Não lembro, mas quando lembro ele está sorrindo, empolgado, feliz. 

Tem coisas que acontecem e nós só percebemos que aconteceram depois de já terem acontecido. Um olhar diferente, um silêncio qualquer. A gente se conheceu e isso deve bastar. Dois imbecis, provincianos, loucos, que eram perfeitos juntos mas não sabiam ficar juntos. 

Num outro tempo, numa outra dimensão da vida, nos vejo como um daqueles casais: felizes, musicais, literários, sendo um para o outro o próprio reflexo. Como se todo o verso fosse reverso. Como se de repente o tempo pudesse virar e perder nossa história no caminho para começar uma nova, que dessa vez fosse mais longe do que nós conseguimos ir. Como ouvir de novo a voz dele pela primeira vez.

3 de junho de 2014

a bolha

Não escrevo aforismos porque não tenho certezas. Nem uma delas sequer. Pobre leitor ingênuo, que lê em busca de um sentido. O sentido não existe, como não existe a própria coisa para a qual se busca sentido: é tudo imaginação.

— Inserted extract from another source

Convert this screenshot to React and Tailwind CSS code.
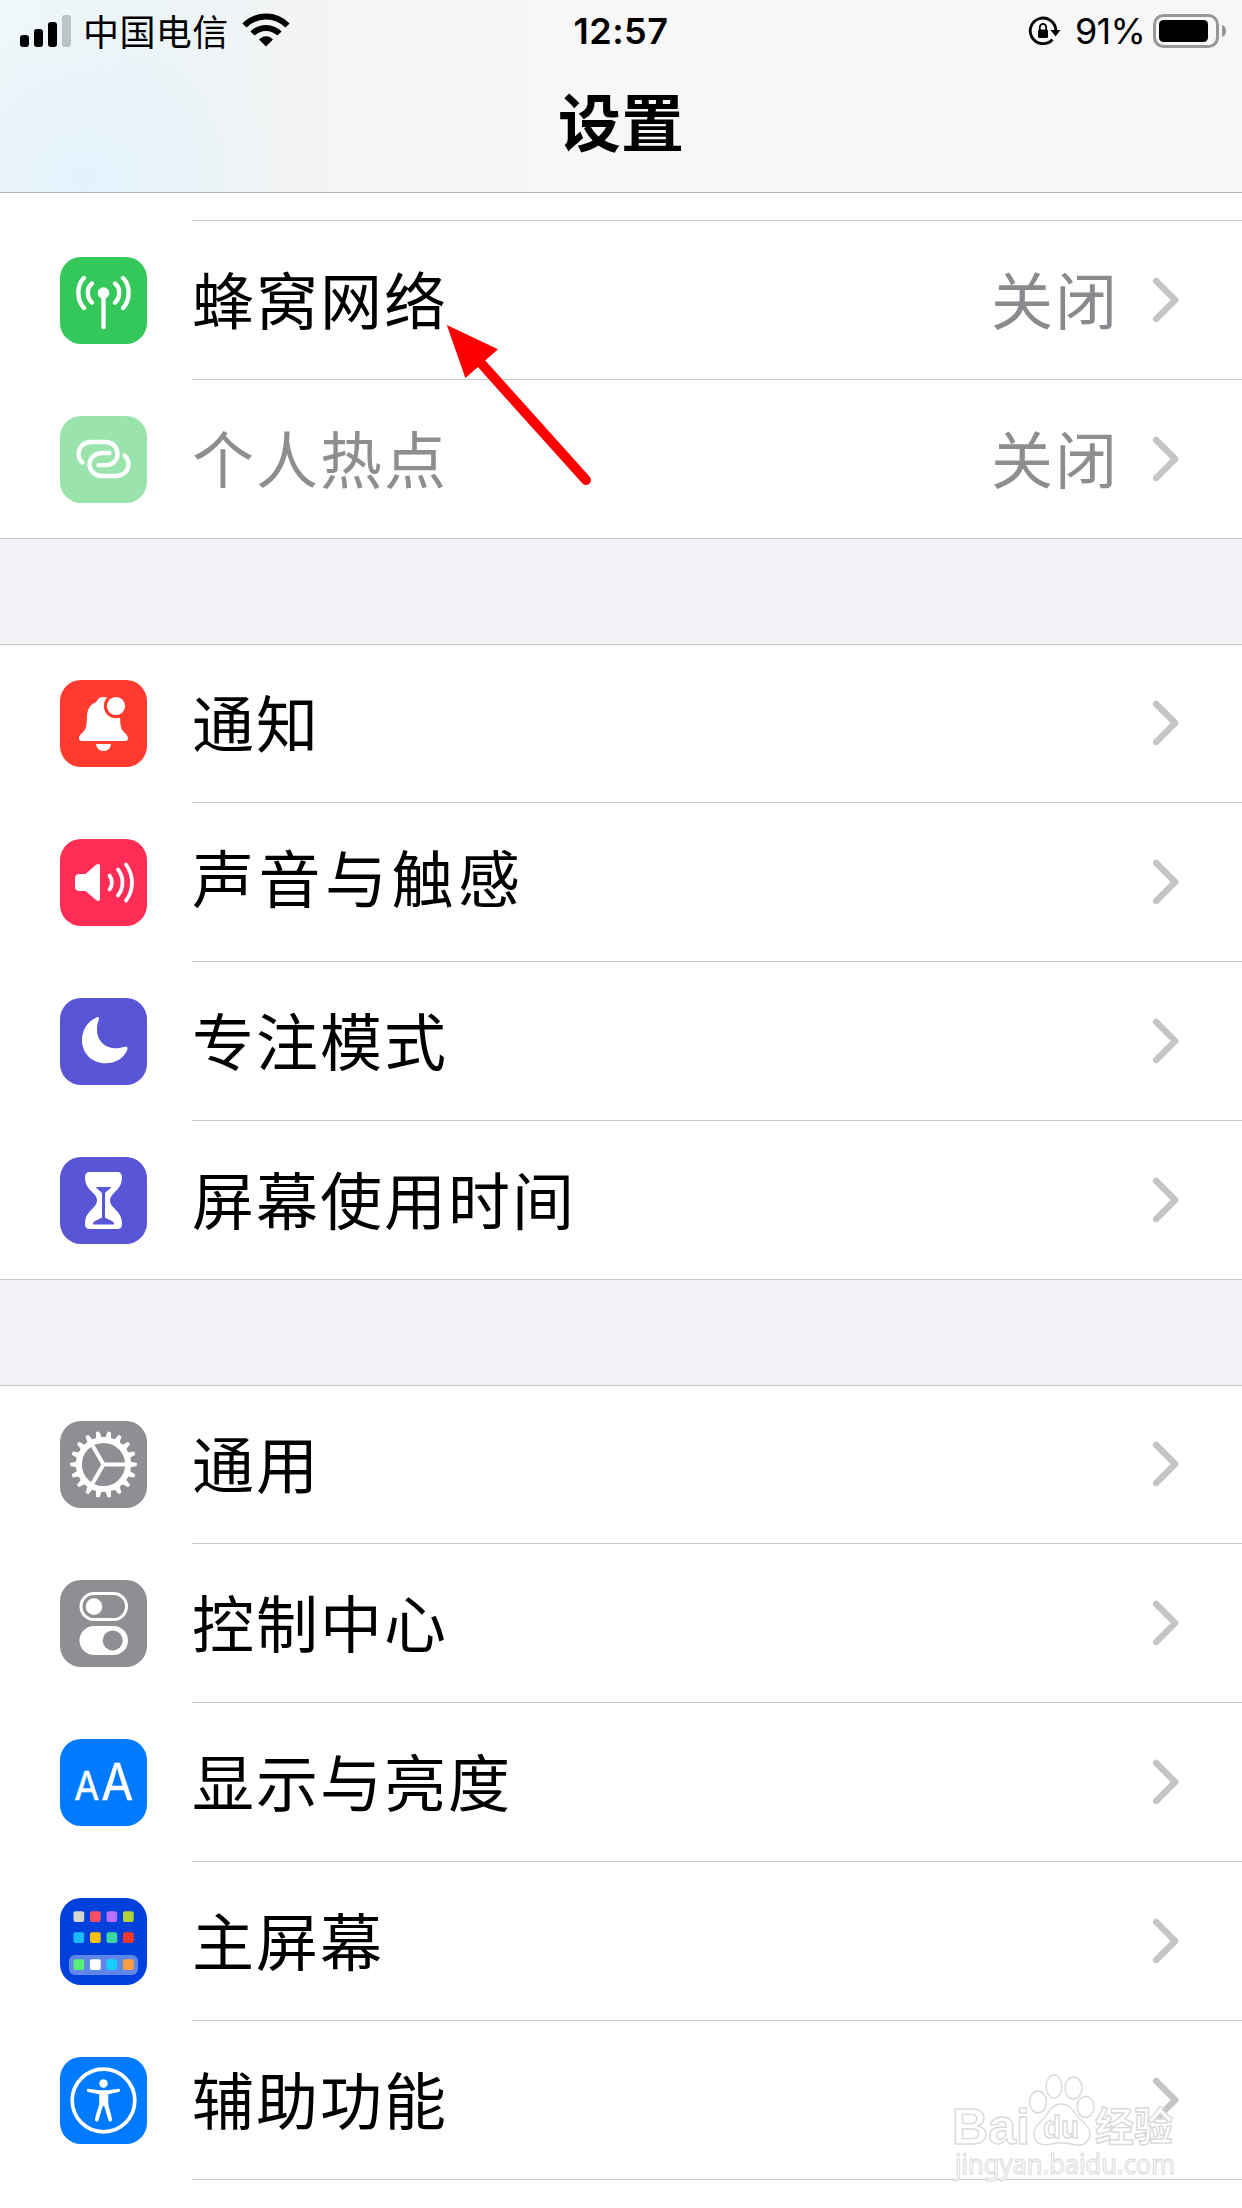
import React from 'react';

const SPOKES = [0, 120, 240];
const TEETH = Array.from({ length: 18 }, (_, i) => i * 20);

const APPS = [
    { x: 13.5, y: 13.3, fill: '#d8d5cd' },
    { x: 30, y: 13.3, fill: '#ff4f64' },
    { x: 46.5, y: 13.3, fill: '#b870ff' },
    { x: 63, y: 13.3, fill: '#b1d235' },
    { x: 13.5, y: 34.3, fill: '#1cbcfa' },
    { x: 30, y: 34.3, fill: '#ffc000' },
    { x: 46.5, y: 34.3, fill: '#3cd8a4' },
    { x: 63, y: 34.3, fill: '#f9382c' },
    { x: 13.5, y: 61.3, fill: '#58ef74' },
    { x: 30, y: 61.3, fill: '#ffffff' },
    { x: 46.5, y: 61.3, fill: '#1acdff' },
    { x: 63, y: 61.3, fill: '#ff9c40' },
];

// Iconos de cada fila, todos sobre un lienzo de 87x87
const icons = {
    cellular: (
        <g fill="none" stroke="#fff" strokeWidth="4.4" strokeLinecap="round">
            <circle cx="43.5" cy="36" r="5.8" fill="#fff" stroke="none" />
            <path d="M43.5 37v33" />
            <path d="M32 26.5C26.4 31 26.4 41 32 45.5M55 26.5C60.6 31 60.6 41 55 45.5" />
            <path d="M24 21C16.5 28 16.5 43.5 24 51M63 21C70.5 28 70.5 43.5 63 51" />
        </g>
    ),
    hotspot: (
        <g fill="none" stroke="#fff" strokeWidth="4.3" strokeLinecap="round">
            <path d="M22.6 46.5C20 44.5 18.6 41.5 18.6 38C18.6 31 24 26 31 26H45.5C52.5 26 57.5 31 57.5 38C57.5 44.5 52.5 49.2 46 49.2H38.5" />
            <path d="M49.5 37H42C35 37 29.5 42 29.5 48.5C29.5 55 35 60 42 60H56C63 60 68.5 55 68.5 48.5C68.5 44.5 67 41.5 64.5 39.5" />
        </g>
    ),
    bell: (
        <g fill="#fff">
            <path d="M43.5 17C39.5 17 37.2 19 36.3 22C30 24.5 27.3 29.5 27 36C26.7 43 26.6 48 24 51C21.5 54 19 55 19 58.5C19 60 20 61 22 61H65C67 61 68 60 68 58.5C68 55 65.5 54 63 51C60.4 48 60.3 43 60 36C59.7 29.5 57 24.5 50.7 22C49.8 19 47.5 17 43.5 17Z" />
            <path d="M36 64H51C50.5 68.5 47.5 71 43.5 71S36.5 68.5 36 64Z" />
            <circle cx="56" cy="26" r="12.2" fill="#ff3b30" />
            <circle cx="56" cy="26" r="9.1" />
        </g>
    ),
    sound: (
        <g fill="none" stroke="#fff" strokeWidth="3.8" strokeLinecap="round">
            <path d="M19.5 35H25.5L36 25.8C38 24.2 40 24.8 40 27V60C40 62 38 62.6 36 61L25.5 52H19.5C16.5 52 15 50.5 15 47.5V39.5C15 36.5 16.5 35 19.5 35Z" fill="#fff" stroke="none" />
            <path d="M49.5 36.5C52.7 40.5 52.7 46.5 49.5 50.5" />
            <path d="M58 30.5C64 38 64 49 58 56.5" />
            <path d="M66 25.5C74 36.5 74 51 66 61.5" />
        </g>
    ),
    moon: (
        <path fill="#fff" d="M38.9 20.8C38.3 24 37 26 37 32C37 43 45 50.3 56 50.3C61 50.3 63 48.8 65.8 48.8C67.7 48.9 68 50 67 52.5C63.5 60.5 55.5 65.3 45.5 65.3C32 65.3 22 55.5 22 42C22 32 27.5 23.5 36.5 19.4C38.3 18.6 39.2 19.3 38.9 20.8Z" />
    ),
    hourglass: (
        <g>
            <path fill="#fff" d="M29.5 15H57.5C60.5 15 62 17 62 20C62 28 58.5 31.5 54 36C51.5 38.5 50 40.5 50 43.5S51.5 48.5 54 51C58.5 55.5 62 59 62 67C62 70.5 60.5 72 57.5 72H29.5C26.5 72 25 70.5 25 67C25 59 28.5 55.5 33 51C35.5 48.5 37 46.5 37 43.5S35.5 38.5 33 36C28.5 31.5 25 28 25 20C25 17 26.5 15 29.5 15Z" />
            <path fill="#5856d6" d="M36 30H51C50.5 32 45 35 45 36.5V60.5C46 61.5 54 64 54 66.2C54 67.4 53.5 67.6 52.5 67.6H34.5C33.5 67.6 33 67.4 33 66.2C33 64 41 61.5 42 60.5V36.5C42 35 36.5 32 36 30Z" />
        </g>
    ),
    gear: (
        <g stroke="#fff" fill="none">
            <circle cx="43.5" cy="43.5" r="24.6" strokeWidth="6" />
            {TEETH.map((a) => (
                <path key={a} d="M70 40.5L76.8 41.9V45.1L70 46.5Z" fill="#fff" stroke="none" transform={`rotate(${a} 43.5 43.5)`} />
            ))}
            {SPOKES.map((a) => (
                <path key={a} d="M43 43.5H66" strokeWidth="4" transform={`rotate(${a} 43.5 43.5)`} />
            ))}
        </g>
    ),
    toggles: (
        <g fill="#fff">
            <rect x="21" y="13.5" width="45.5" height="26" rx="13" fill="none" stroke="#fff" strokeWidth="3" />
            <circle cx="34" cy="26.6" r="8.3" />
            <rect x="19.5" y="46" width="48.5" height="29" rx="14.5" />
            <circle cx="52.7" cy="60.4" r="10" fill="#8e8e93" />
        </g>
    ),
    letters: (
        <g fill="#fff" stroke="#fff" strokeWidth="0.5" strokeLinejoin="round" className="font-['Inter',sans-serif]">
            <text x="14.3" y="61" fontSize="39" textLength="25" lengthAdjust="spacingAndGlyphs">A</text>
            <text x="41.3" y="61" fontSize="50" textLength="32" lengthAdjust="spacingAndGlyphs">A</text>
        </g>
    ),
    home: (
        <g>
            <rect x="9" y="57" width="69" height="20" rx="6" fill="#5f87ea" />
            {APPS.map((app) => (
                <rect key={`${app.x}-${app.y}`} x={app.x} y={app.y} width="10.7" height="10.7" rx="2" fill={app.fill} />
            ))}
        </g>
    ),
    accessibility: (
        <g fill="#fff">
            <circle cx="43.5" cy="43.5" r="31.3" fill="none" stroke="#fff" strokeWidth="3.7" />
            <circle cx="43.5" cy="26.5" r="4.2" />
            <path d="M28.5 31.7L39 33.2H48L58.5 31.7C60.6 31.7 60.6 34.5 58.7 34.9L48.3 37.2V47C49 52 51.5 57 52 62.5C52 65 49 65.2 48.4 63L44.5 50C44 48.7 43 48.7 42.5 50L38.6 63C38 65.2 35 65 35 62.5C35.5 57 38.5 52 39.2 47V37.2L28.3 34.9C26.4 34.5 26.4 31.7 28.5 31.7Z" />
        </g>
    ),
};

const groups = [
    [
        { name: '蜂窝网络', icon: 'cellular', color: 'bg-[#34c759]', value: '关闭' },
        { name: '个人热点', icon: 'hotspot', color: 'bg-[#9ae3ac]', value: '关闭', disabled: true },
    ],
    [
        { name: '通知', icon: 'bell', color: 'bg-[#ff3b30]' },
        { name: '声音与触感', icon: 'sound', color: 'bg-[#ff2d55]', label: 'tracking-[4.5px] pb-[13px]' },
        { name: '专注模式', icon: 'moon', color: 'bg-[#5856d6]' },
        { name: '屏幕使用时间', icon: 'hourglass', color: 'bg-[#5856d6]' },
    ],
    [
        { name: '通用', icon: 'gear', color: 'bg-[#8e8e93]' },
        { name: '控制中心', icon: 'toggles', color: 'bg-[#8e8e93]' },
        { name: '显示与亮度', icon: 'letters', color: 'bg-[#007aff]' },
        { name: '主屏幕', icon: 'home', color: 'bg-[#0040dd]' },
        { name: '辅助功能', icon: 'accessibility', color: 'bg-[#007aff]' },
    ],
];

function classNames(...classes) {
    return classes.filter(Boolean).join(' ')
}

function StatusBar() {
    return (
        <div className="grid h-[62px] grid-cols-3 items-center">
            <div className="flex items-center pl-5">
                <svg width="52" height="32" viewBox="0 0 52 32">
                    <rect x="0" y="20" width="9" height="12" rx="3" />
                    <rect x="14" y="14" width="9" height="18" rx="3" />
                    <rect x="28" y="7" width="9" height="25" rx="3" />
                    <rect x="42" y="0" width="9" height="32" rx="3" fill="#bcc3c6" />
                </svg>
                <span className="ml-[11px] pb-[3px] text-[36px] leading-none tracking-[0.4px]">中国电信</span>
                <svg className="ml-[13px] mb-[2px]" width="48" height="34" viewBox="0 0 48 34" fill="none" stroke="#000" strokeWidth="6">
                    <path d="M2.5 12.5C14.5 0.5 33.5 0.5 45.5 12.5" />
                    <path d="M10.5 20.5C18 13 30 13 37.5 20.5" />
                    <path d="M17 26.5C21 22 27 22 31 26.5L24 33.5Z" fill="#000" stroke="none" />
                </svg>
            </div>
            <p className="text-center text-[36px] font-semibold leading-none tracking-[0.5px] font-['Inter','Noto_Sans_CJK_SC',sans-serif]">12:57</p>
            <div className="flex items-center justify-end pr-[15px]">
                <svg width="33" height="32" viewBox="0 0 33 32">
                    <path d="M24.5 24.5A12.8 12.8 0 1 1 27.8 15" fill="none" stroke="#000" strokeWidth="2.8" />
                    <path d="M22.5 15H32.5L27.5 21.5Z" />
                    <rect x="10" y="14.5" width="10" height="8.5" rx="1.5" />
                    <path d="M11.8 15V12.2A3.2 3.4 0 0 1 18.2 12.2V15" fill="none" stroke="#000" strokeWidth="1.8" />
                </svg>
                <span className="ml-[14px] text-[36px] leading-none tracking-[-0.8px] font-['Inter',sans-serif]">91%</span>
                <svg className="ml-[8px]" width="74" height="34" viewBox="0 0 74 34">
                    <rect x="1.5" y="1.5" width="63" height="31" rx="9" fill="none" stroke="#979797" strokeWidth="3" />
                    <rect x="6" y="6" width="49" height="22" rx="4.5" />
                    <path d="M69 11C72.5 12.5 73 15 73 17S72.5 21.5 69 23Z" fill="#979797" />
                </svg>
            </div>
        </div>
    );
}

function Row({ item }) {
    return (
        <li className="group flex h-[159px] items-center pl-[60px]">
            <div className={classNames('size-[87px] shrink-0 rounded-[21px]', item.color)}>
                <svg width="87" height="87" viewBox="0 0 87 87">{icons[item.icon]}</svg>
            </div>
            <div className="ml-[45px] flex h-full flex-1 items-center border-b border-[#c6c6c8] pr-[62px] group-last:border-transparent">
                <span className={classNames('flex-1 text-[62px] leading-none', item.label || 'pb-[5px] tracking-[2px]', item.disabled && 'text-[#8e8e8e]')}>
                    {item.name}
                </span>
                {item.value && (
                    <span className={classNames('mr-[33px] pb-[5px] text-[62px] leading-none tracking-[2px]', item.disabled ? 'text-[#8e8e8e]' : 'text-[#8a8a8e]')}>
                        {item.value}
                    </span>
                )}
                <svg width="28" height="46" viewBox="0 0 28 46" fill="none" stroke="#c5c5c7" strokeWidth="6.5" strokeLinecap="round" strokeLinejoin="round">
                    <path d="M4.2 4L23.2 23L4.2 42" />
                </svg>
            </div>
        </li>
    );
}

function Watermark() {
    return (
        <svg
            className="absolute left-[948px] top-[2068px]"
            width="240"
            height="120"
            viewBox="0 0 240 120"
            fill="#fff"
            stroke="#d9d9d9"
            strokeWidth="1.4"
        >
            <g className="font-['Liberation_Sans','Noto_Sans_CJK_SC',sans-serif]" fontWeight="700">
                <text x="4" y="76" fontSize="50" textLength="78" lengthAdjust="spacingAndGlyphs">Bai</text>
                <ellipse cx="90" cy="34" rx="8.5" ry="11" />
                <ellipse cx="106" cy="18.5" rx="8" ry="11.5" />
                <ellipse cx="125.5" cy="20" rx="8.5" ry="11" />
                <ellipse cx="137.5" cy="39" rx="8.5" ry="10.5" />
                <path d="M113 36C123 36 126 45 131 50C139 57 144 63 141 70C138 78 130 78 123 76C117 74.5 109 74.5 103 76C94 78 87 76 86 67C85 59 92 55 97 49C101 43 105 36 113 36Z" />
                <text x="95" y="70" fontSize="31" textLength="36" lengthAdjust="spacingAndGlyphs">du</text>
                <text x="147" y="73" fontSize="40" className="font-['Noto_Sans_CJK_SC',sans-serif]" textLength="78" lengthAdjust="spacingAndGlyphs">经验</text>
            </g>
            <text x="7" y="106" fontSize="27" strokeWidth="1" textLength="220" lengthAdjust="spacingAndGlyphs" className="font-['Noto_Sans',sans-serif]">jingyan.baidu.com</text>
        </svg>
    );
}

export default function App() {
    return (
        <div className="relative h-[2208px] w-[1242px] overflow-hidden bg-white text-black font-['Noto_Sans_CJK_SC',sans-serif]">
            <header className="h-[193px] border-b border-[#b2b2b2] bg-[#f7f7f7] bg-[radial-gradient(ellipse_190px_170px_at_85px_180px,#e3f2fc_0%,#eaf3f9_50%,transparent_100%),linear-gradient(90deg,#f0f7fa_0%,#ecf4f7_12%,#f4f4f4_26%,#f7f7f7_45%)]">
                <StatusBar />
                <h1 className="pt-[25px] text-center text-[63px] font-bold leading-none">设置</h1>
            </header>
            <div className="ml-48 h-7 border-b border-[#c6c6c8]" />

            {groups.map((items, i) => (
                <React.Fragment key={i}>
                    {i > 0 && <div className="-my-px h-[107px] border-y border-[#c6c6c8] bg-[#f2f2f7]" />}
                    <ul>
                        {items.map((item) => (
                            <Row key={item.name} item={item} />
                        ))}
                    </ul>
                </React.Fragment>
            ))}
            <div className="-mt-px ml-48 h-px bg-[#c6c6c8]" />

            {/* Flecha que señala la primera opción */}
            <svg className="absolute left-[440px] top-[318px]" width="160" height="175" viewBox="0 0 160 175" fill="#f00">
                <path d="M6.8 7L58 31.3L25.4 60Z" />
                <path d="M40 44L146 162" stroke="#f00" strokeWidth="10" strokeLinecap="round" />
            </svg>
            <Watermark />
        </div>
    );
}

O jardim de inverno viu tudo o que ninguém mais viu. Visto dali, o céu era mais próximo. Entre janelas acesas, copas de árvores, faróis e os sons da noite da cidade, distante e ao redor. A bolha que resguardava a dimensão paralela do tempo em que podíamos ser.

O cheiro de erva e a fumaça ganhavam o vento frio e nos inundavam de infinito. Nenhum outro lugar é capaz de nos manter em segredo.

- Tu não tem ideia, noção do quanto eu queria ter te conhecido antes.

Antes, quando nós poderíamos existir.

- Tu não te sente mal?
- Eu me sinto muito mal.
- Eu também.
- E ao mesmo tempo não tem outro lugar no mundo que eu gostaria de estar.
- Só aqui.
- Só aqui.

Se alguém voltasse - em busca, talvez, de uma chave esquecida -, estaríamos fadados à inexistência. A mais uma inexistência, entre as tantas em que já vivíamos.

- E se a gente ficasse aqui, e fingisse que o tempo não existe?

A fantasia de parar o tempo que tanto nos ronda. Nós - aqueles para quem o tempo em que vivemos não dá conta da nossa própria realidade. É preciso mais. Um espaço temporal em que seja possível viver o que a realidade não permite, uma fenda no próprio tempo que permita a vida não vivida. Essa dimensão comportaria todas as histórias sem final, todas as histórias que sequer aconteceram, toda a imaginação que nasceu morta, engolida por um mundo sedento de realidade e sentido, sangue nos olhos em busca da verdade dos fatos.

- O que tu vai dizer?
- A verdade.
- ...
- O que é a verdade se não o outro lado da mentira?

O outro lado. Como ouvir de novo uma voz pela primeira vez. Ninguém pode ver como eu vejo. Ou sentir o amor que foi mentira em tempos de verdade. Existe o ontem e já não existimos. Como ouvir sem reconhecer a voz que falava tão perto: sinta agora. Pobre leitor ingênuo, que acredita no tempo absoluto.